Overview#

This section covers optimization techniques that help you get a smaller model by compressing its weights and activations. In particular, it will go over APIs for taking a model from float precision (16 or 32 bits per value) to <= 8 bits, while maintaining good accuracy.

You want to consider compression to either reduce the memory footprint of your model, or reduce the inference latency or the power consumption, or all at once. For instance, you may be working with a large model (e.g. >1B parameters) and need to reduce its memory footprint to make it reasonably run on an iPhone, or you may want to enable a real time experience for your user that requires you to shave off a few milli-seconds of the inference time, or you may be shipping several models in your single app whose disk size you want to keep in check. In this section, you will learn about several techniques to help achieve these goals. You will learn how you can try them quickly on your model to see the effect on latency and size, and then based on your model choose the right approach to trade off accuracy and the time/data needed to optimize.

You will learn about compression schemes that are possible with the CoreML runtime and Apple Silicon, which kind of hardware is best suited for different kinds of schemes and how various algorithms implemented in coremltools can help you achieve memory and latency savings on your model.

Visit the whats new page to see what is available on different OS versions, and go over the example overview section to get a quick idea of typical workflows, with a tour of compression APIs applied on a standard convnet and a generative model.

How to Compress#

Given a pre-trained model, compression can be performed with different amounts of ingredients:

  • Just the model: this is referred to as data free compression. It is very quick to apply and can work really well for reducing the model size by half (8 bits) or depending on the model even up to 6 or 4 bits of representation, with only a slight decrease in accuracy.

  • Model and a small amount of training data: this is referred to as post training compression with data calibration.
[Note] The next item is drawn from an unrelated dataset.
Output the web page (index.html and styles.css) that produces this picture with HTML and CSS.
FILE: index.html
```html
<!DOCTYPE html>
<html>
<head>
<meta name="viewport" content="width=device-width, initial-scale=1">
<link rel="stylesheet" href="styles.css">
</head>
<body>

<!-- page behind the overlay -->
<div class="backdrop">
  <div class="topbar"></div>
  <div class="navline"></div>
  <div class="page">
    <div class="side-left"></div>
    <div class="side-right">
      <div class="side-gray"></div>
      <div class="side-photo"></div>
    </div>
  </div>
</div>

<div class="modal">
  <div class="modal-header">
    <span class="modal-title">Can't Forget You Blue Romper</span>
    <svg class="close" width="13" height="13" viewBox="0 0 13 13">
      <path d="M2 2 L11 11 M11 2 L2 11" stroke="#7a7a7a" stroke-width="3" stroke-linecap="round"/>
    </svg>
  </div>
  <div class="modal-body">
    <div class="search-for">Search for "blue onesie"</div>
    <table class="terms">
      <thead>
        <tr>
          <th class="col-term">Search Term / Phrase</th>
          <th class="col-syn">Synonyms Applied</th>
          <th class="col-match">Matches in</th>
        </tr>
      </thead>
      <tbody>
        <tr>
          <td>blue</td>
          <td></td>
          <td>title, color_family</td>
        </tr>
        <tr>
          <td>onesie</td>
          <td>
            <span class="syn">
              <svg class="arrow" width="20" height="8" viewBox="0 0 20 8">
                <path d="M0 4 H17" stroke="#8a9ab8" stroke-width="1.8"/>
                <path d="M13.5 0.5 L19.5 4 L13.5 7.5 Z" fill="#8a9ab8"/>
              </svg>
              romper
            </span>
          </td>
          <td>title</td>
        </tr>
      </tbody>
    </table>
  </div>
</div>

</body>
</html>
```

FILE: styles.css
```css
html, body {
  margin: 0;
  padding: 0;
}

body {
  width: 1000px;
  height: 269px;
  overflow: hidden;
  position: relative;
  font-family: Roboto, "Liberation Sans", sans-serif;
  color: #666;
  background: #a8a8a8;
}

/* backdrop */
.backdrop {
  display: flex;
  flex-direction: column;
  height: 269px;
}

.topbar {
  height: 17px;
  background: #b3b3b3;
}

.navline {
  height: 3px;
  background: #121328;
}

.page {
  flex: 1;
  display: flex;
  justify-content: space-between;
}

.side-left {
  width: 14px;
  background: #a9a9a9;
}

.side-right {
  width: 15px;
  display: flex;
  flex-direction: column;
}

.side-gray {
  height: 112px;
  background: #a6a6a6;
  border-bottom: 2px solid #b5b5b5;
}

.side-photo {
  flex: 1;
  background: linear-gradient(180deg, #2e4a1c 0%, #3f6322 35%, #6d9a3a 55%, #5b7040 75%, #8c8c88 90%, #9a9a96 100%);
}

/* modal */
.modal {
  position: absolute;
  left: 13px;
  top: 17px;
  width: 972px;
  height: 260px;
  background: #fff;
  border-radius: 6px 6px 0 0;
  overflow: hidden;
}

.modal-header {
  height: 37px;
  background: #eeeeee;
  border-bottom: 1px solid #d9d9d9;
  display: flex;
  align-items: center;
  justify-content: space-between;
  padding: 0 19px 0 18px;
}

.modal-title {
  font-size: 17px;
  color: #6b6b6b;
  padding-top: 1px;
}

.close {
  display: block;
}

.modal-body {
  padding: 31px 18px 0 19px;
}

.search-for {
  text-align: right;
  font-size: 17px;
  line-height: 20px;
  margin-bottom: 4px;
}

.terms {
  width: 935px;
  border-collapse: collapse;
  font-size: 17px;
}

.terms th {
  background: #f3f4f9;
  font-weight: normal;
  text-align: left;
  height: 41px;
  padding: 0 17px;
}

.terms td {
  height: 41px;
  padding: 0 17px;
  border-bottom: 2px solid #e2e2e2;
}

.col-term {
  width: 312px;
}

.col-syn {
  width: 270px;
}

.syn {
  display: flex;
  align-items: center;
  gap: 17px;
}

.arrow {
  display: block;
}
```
Can lead to better accuracy for higher compression ratios.

  • Model, training pipeline and data: having access to the full training pipeline and data allows for fine-tuning the model while compressing it. This allows for the best accuracy and compression ratio trade offs.

coremltools.optimize offers APIs for performing all these workflows. Some of these can be done directly on a Core ML model (mlpackage), while for some others requiring gradient computation, you can perform optimizations on your PyTorch model prior to conversion. To find out more see Optimization Workflow.

Types of Compression#

Primarily, there are 3 ways to reduce the precision of weights/activations of a model. These are:

  • Palettization: refers to discretizing weights using look up tables. Core ML supports representing weights with palettization, to get them down to nbits precision, where nbits can be {1, 2, 3, 4, 6, 8}. Check out the palettization section for details.

  • Linear quantization: refers to approximating weights with a quantization function. Core ML supports INT4 and INT8 quantization options for weights, and INT8 for activations. Go to the quantization section to know all about it.

  • Pruning: refers to zero-ing out values that are close to 0. Core ML supports sparse representations for weights. Find out more about this in the pruning section.

These techniques can be combined as well, for instance to give joint sparse and palettized, joint sparse and quantized weights etc for further compression and runtime performance gains.

Effect on Runtime performance on Apple Silicon#

Typically gains could be observed in one or more of runtime memory or latency or power consumption for a compressed model. However, it would depend on not only the specific model (say whether its compute bound or memory bound) and compression type, but also on the hardware and compute unit that the model is running on, as implementations for compressed kernels in the NE/GPU/CPU compilers vary.

For instance, some compiler backends may choose to decompress the weights fully before runtime, thereby leading to a latency identical to that of the float16 model. In other cases, decompression may happen “on the fly” utilizing hardware capabilites and fused kernels, needing less data movement of weights between DRAM and processor cache, leading to lower inference times.

Hence it is highly recommeded to test on your specific model and Apple Silicon combination. As of iOS18/macOS15, following are a few high level recommendations that you may use to guide your experiments. For more detailed observations based on specific modes of optimization used, please refer to the performance page in each of the quantization/palettization/pruning sections.

  • Weight palettization (all bits from 1 to 8) typically works the best on the Neural engine for runtime memory and latency gains. On the GPU you may see runtime memory benefits.

  • 8 bit activation plus weight quantization (also referred to as the W8A8) mode can lead to considerable latency benefits on the neural engine, by leveraging the faster int8-int8 compute path supported in newer hardware (A17 pro, M4).

  • INT4 per-block quantization of weights can work really well for models using the GPU on a Mac.

  • Pruning the models can lead to latency gains on the neural engine and the CPU compute units.

In most cases, you do not lose much accuracy with 6 or 8 bits of palettization or 8 bits of weight only quantization, which can be applied to your model in a matter of minutes. Hence that is one minimum amount of compression that you should consider for all your models that are currently shipping in float16 precision.

Availability of features#

To find which optimization options are available in which OS versions look at the whats new page.

Tip

You may also find it useful to view the presentation in WWDC 2023, for an introduction to the optimizations and in WWDC 2024, for an overview of new features available from iOS18/macOS15 and optimizations for large transfomer models.